Husband moved out to Singapore three months before I did when I was 10 weeks preggers. I had a three month notice period to work through and I also wanted to use this time to get used to the idea and catch up with family and friends before the Big Move. It was a bit strange living on my own for the first time in nine years and doing everything for myself but actually you get used to it pretty quickly. There’s no one else to think of at mealtimes, less laundry, less mess and you get to watch anything you like. Of course I knew it was only temporary but I was glad I enjoyed my own company as that was something I would endure more of over the next few months.

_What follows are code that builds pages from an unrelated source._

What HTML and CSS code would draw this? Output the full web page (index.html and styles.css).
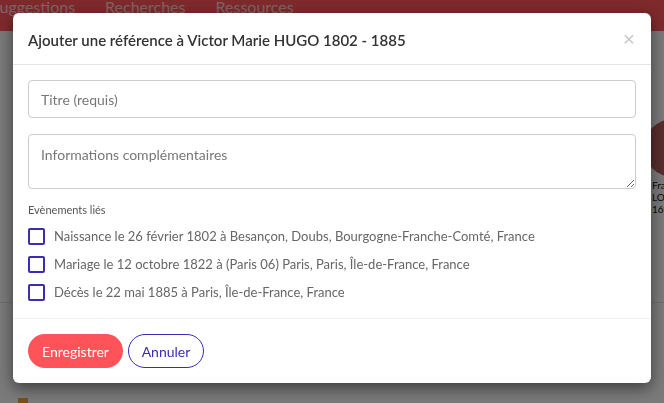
FILE: index.html
```html
<!DOCTYPE html>
<html>
<head>
    <title>Ajouter une référence</title>
    <link rel="stylesheet" href="styles.css">
</head>
<body>
    <div class="page">
        <nav class="navbar">
            <span class="nav-item nav-first">Suggestions</span>
            <span class="nav-item">Recherches</span>
            <span class="nav-item">Ressources</span>
        </nav>
        <div class="tree">
            <div class="tree-row">
                <div class="person">
                    <div class="avatar"></div>
                    <div class="person-name">François<br>LOUIS<br>1695</div>
                </div>
            </div>
            <div class="tree-line"></div>
            <div class="tree-bottom">
                <span class="tag"></span>
            </div>
        </div>
    </div>

    <div class="backdrop"></div>

    <div class="modal">
        <div class="modal-dialog">
            <div class="modal-header">
                <h5 class="modal-title">Ajouter une référence à Victor Marie HUGO 1802 - 1885</h5>
                <button class="close">&times;</button>
            </div>
            <div class="modal-body">
                <input type="text" class="form-control" placeholder="Titre (requis)">
                <textarea class="form-control info" placeholder="Informations complémentaires"></textarea>
                <div class="events-label">Evènements liés</div>
                <label class="event">
                    <span class="check"></span>
                    Naissance le 26 février 1802 à Besançon, Doubs, Bourgogne-Franche-Comté, France
                </label>
                <label class="event">
                    <span class="check"></span>
                    Mariage le 12 octobre 1822 à (Paris 06) Paris, Paris, Île-de-France, France
                </label>
                <label class="event">
                    <span class="check"></span>
                    Décès le 22 mai 1885 à Paris, Île-de-France, France
                </label>
            </div>
            <div class="modal-footer">
                <button class="btn btn-save">Enregistrer</button>
                <button class="btn btn-cancel">Annuler</button>
            </div>
        </div>
    </div>
</body>
</html>
```

FILE: styles.css
```css
body {
    margin: 0;
    font-family: Lato, "Open Sans", sans-serif;
    background-color: #f4f4f4;
    overflow: hidden;
}
.page {
    height: 403px;
    display: flex;
    flex-direction: column;
}
.navbar {
    height: 31px;
    background-color: #fc5459;
    display: flex;
    gap: 30px;
    overflow: hidden;
}
.nav-item {
    color: #ffc8c8;
    font-size: 16px;
    line-height: 16px;
    margin-top: -1px;
}
.nav-first {
    margin-left: -9px;
}
.tree {
    flex: 1;
    display: flex;
    flex-direction: column;
}
.tree-row {
    display: flex;
    justify-content: flex-end;
    padding-top: 88px;
    margin-right: -40px;
}
.person {
    width: 60px;
}
.avatar {
    width: 58px;
    height: 58px;
    border-radius: 50%;
    background-color: #b25a5a;
}
.person-name {
    font-size: 10px;
    line-height: 12px;
    color: #111;
    padding-top: 2px;
    margin-left: 8px;
}
.tree-line {
    margin-top: 87px;
    border-top: 1px solid #d8d8d8;
}
.tree-bottom {
    margin-top: auto;
    padding-left: 18px;
}
.tag {
    display: block;
    width: 10px;
    height: 5px;
    background-color: #f0a030;
}
.backdrop {
    position: fixed;
    top: 0;
    left: 0;
    width: 100%;
    height: 100%;
    background-color: rgba(0, 0, 0, 0.5);
}
.modal {
    position: fixed;
    top: 0;
    left: 0;
    width: 100%;
    height: 100%;
    padding: 13px;
    box-sizing: border-box;
}
.modal-dialog {
    width: 638px;
    background-color: #fff;
    border-radius: 6px;
    box-shadow: 0 5px 15px rgba(0, 0, 0, 0.5);
}
.modal-header {
    display: flex;
    align-items: center;
    justify-content: space-between;
    height: 51px;
    padding: 0 15px;
    border-bottom: 1px solid #e5e5e5;
}
.modal-title {
    margin: 0;
    font-size: 15px;
    font-weight: 600;
    color: #333;
    padding-top: 2px;
}
.close {
    border: none;
    background: none;
    font-family: Arial, sans-serif;
    font-size: 21px;
    color: #c8c8c8;
    padding: 0;
    margin-right: 1px;
    cursor: pointer;
}
.modal-body {
    padding: 15px 15px 12px;
}
.form-control {
    display: block;
    width: 100%;
    box-sizing: border-box;
    border: 1px solid #ccc;
    border-radius: 4px;
    font-family: Lato, sans-serif;
    font-size: 14px;
    color: #555;
    padding: 0 12px;
    margin: 0;
}
.form-control::placeholder {
    color: #777;
}
input.form-control {
    height: 38px;
}
.info {
    height: 55px;
    margin-top: 16px;
    padding-top: 11px;
    resize: vertical;
}
.events-label {
    font-size: 11px;
    color: #555;
    margin-top: 14px;
    margin-bottom: 6px;
}
.event {
    display: flex;
    align-items: center;
    gap: 9px;
    height: 28px;
    font-size: 13px;
    color: #666;
    cursor: pointer;
}
.check {
    width: 13px;
    height: 13px;
    border: 2px solid #3c2bb4;
    border-radius: 2px;
    flex-shrink: 0;
}
.modal-footer {
    border-top: 1px solid #f2f2f2;
    padding: 15px 15px 15px;
    display: flex;
    gap: 5px;
}
.btn {
    height: 34px;
    border-radius: 17px;
    font-family: Lato, sans-serif;
    font-size: 14px;
    padding: 0 12px;
    cursor: pointer;
}
.btn-save {
    background-color: #fd5359;
    color: #fff;
    border: none;
    width: 95px;
}
.btn-cancel {
    background-color: #fff;
    color: #3c2bb4;
    border: 1px solid #3c2bb4;
    width: 76px;
}
```
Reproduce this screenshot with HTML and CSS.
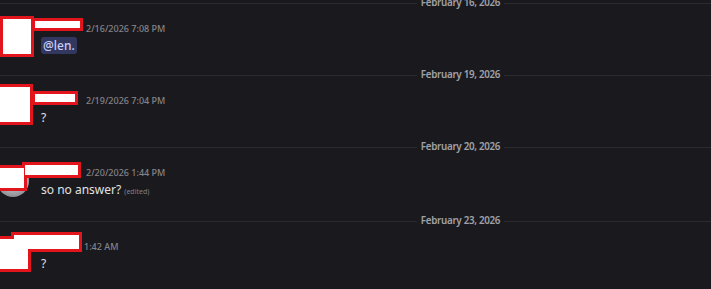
FILE: index.html
```html
<!DOCTYPE html>
<html lang="en">
<head>
<meta charset="utf-8">
<title>Chat</title>
<link rel="stylesheet" href="styles.css">
</head>
<body>
<div class="chat">

  <div class="divider first"><span class="divider-label">February 16, 2026</span></div>
  <div class="message">
    <div class="avatar"></div>
    <div class="content">
      <div class="header"><span class="username name-a"></span><span class="timestamp">2/16/2026 7:08 PM</span></div>
      <div class="body"><span class="mention">@len.</span></div>
    </div>
    <div class="censor">
      <span class="box m1-avatar"></span>
      <span class="box m1-name"></span>
    </div>
  </div>

  <div class="divider"><span class="divider-label">February 19, 2026</span></div>
  <div class="message">
    <div class="avatar"></div>
    <div class="content">
      <div class="header"><span class="username name-a"></span><span class="timestamp">2/19/2026 7:04 PM</span></div>
      <div class="body">?</div>
    </div>
    <div class="censor">
      <span class="box m2-avatar"></span>
      <span class="box m2-name"></span>
    </div>
  </div>

  <div class="divider"><span class="divider-label">February 20, 2026</span></div>
  <div class="message">
    <div class="avatar"></div>
    <div class="content">
      <div class="header"><span class="username name-a"></span><span class="timestamp">2/20/2026 1:44 PM</span></div>
      <div class="body">so no answer? <span class="edited">(edited)</span></div>
    </div>
    <div class="censor">
      <span class="box m3-avatar"></span>
      <span class="box m3-name"></span>
    </div>
  </div>

  <div class="divider"><span class="divider-label">February 23, 2026</span></div>
  <div class="message">
    <div class="avatar"></div>
    <div class="content">
      <div class="header"><span class="username name-b"></span><span class="timestamp">1:42 AM</span></div>
      <div class="body">?</div>
    </div>
    <div class="censor">
      <span class="box m4-avatar"></span>
      <span class="box m4-name"></span>
    </div>
  </div>

</div>
</body>
</html>
```

FILE: styles.css
```css
html, body {
  margin: 0;
  padding: 0;
  background: #1a1a1e;
  overflow: hidden;
}

body {
  font-family: "Noto Sans", "DejaVu Sans", sans-serif;
  color: #dbdee1;
}

.chat {
  width: 921px;
}

.divider {
  display: flex;
  align-items: center;
  height: 14px;
}

.divider.first {
  margin-top: -4px;
}

.divider::before,
.divider::after {
  content: "";
  flex: 1;
  height: 1px;
  background: #2a2a2f;
}

.divider-label {
  padding: 0 4px;
  font-size: 9.8px;
  font-weight: 600;
  letter-spacing: -0.3px;
  line-height: 14px;
  color: #a0a1a8;
}

.message {
  position: relative;
  display: flex;
  align-items: flex-start;
  padding: 11px 0 14px;
}

.avatar {
  flex-shrink: 0;
  width: 32px;
  height: 32px;
  margin-left: -3px;
  margin-right: 12px;
  border-radius: 50%;
  background: radial-gradient(circle at 50% 40%, #e4e4e8 0%, #a9aab0 55%, #6e6f76 100%);
}

.content {
  flex: 1;
  min-width: 0;
}

.header {
  display: flex;
  align-items: baseline;
  height: 16px;
  line-height: 16px;
}

/* the user name is hidden under the censor box */
.username {
  margin-right: 4px;
}

.name-a { width: 41px; }
.name-b { width: 39px; }

.timestamp {
  font-size: 9px;
  font-weight: 500;
  color: #83848b;
}

.body {
  font-size: 12px;
  line-height: 17px;
  color: #e0e2e5;
}

.mention {
  display: inline-block;
  padding: 0 2px;
  line-height: 17px;
  border-radius: 3px;
  font-weight: 500;
  color: #c9cdfb;
  background: #32375f;
}

.edited {
  font-size: 7px;
  color: #7f8088;
}

/* censor boxes drawn over the user's avatar and name */
.censor {
  position: absolute;
  inset: 0;
  z-index: 1;
  pointer-events: none;
}

.box {
  position: absolute;
  border: 3px solid #e3151c;
}

.box::before {
  content: "";
  position: absolute;
  inset: 0;
  z-index: 1;
  background: #ffffff;
}

.m1-avatar { left: 0;    top: 6px;  width: 28px; height: 35px; }
.m1-name   { left: 32px; top: 8px;  width: 45px; height: 7px; }

.m2-avatar { left: -3px; top: 2px;  width: 30px; height: 35px; }
.m2-name   { left: 32px; top: 9px;  width: 40px; height: 8px; }

.m3-avatar { left: -3px; top: 11px; width: 24px; height: 20px; }
.m3-name   { left: 22px; top: 8px;  width: 53px; height: 10px; }

.m4-avatar { left: -3px; top: 8px;  width: 28px; height: 30px; }
.m4-name   { left: 11px; top: 4px;  width: 65px; height: 14px; }
```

I didn’t think too much about being on my own preggers either, I was nearing the end of the first trimester and I had a whole group of friends on hand for anything I needed. I was well looked after and my sister in law lived only a short walk away too. Mrs Steamer came with me for the twelve week scan and it was a bit sad that Husband missed out on this very first time but the reassurance that all was going well was most important. He made it to the next one though and we’ve had many more since.

I’m really glad I took the time to go and visit friends I hadn’t seen for a while. Friends who had moved out of London and live in Croydon, Cardiff, Chatham and Thame. It’s really good to know what you’re leaving in order to make coming back something to look forward to. I will never ever forget the stories about labour that Mrs Calamari shared with me, I never understood the significance at the time but all I can say is you can eat far too many prunes to encourage that first bowel movement.

Then there’s family. I miss my Mum and Dad all the time but they are very stoical. Mr Li in particular is that very old fashioned Chinese man who, despite living in the UK for nearly 50 years, still holds some very strong Chinese principles. He really does believe I ‘belong’ to the clan of Pontefract and therefore must do Husband’s bidding. Does he know his daughter at all? I find it hard to be this far away and I feel terribly guilty that he has five grandchildren in total but has never spent their early years with them. With the help of Nephew #1, he has only in the last few months discovered the magic of Skype and the first thing he said when he saw all three was ‘Why are they not wearing any clothes, they’ll catch a cold’. Well it’s 31 degrees indoors.

So that’s how I came to be in Singapore and tomorrow I’ll tell you how it’s been.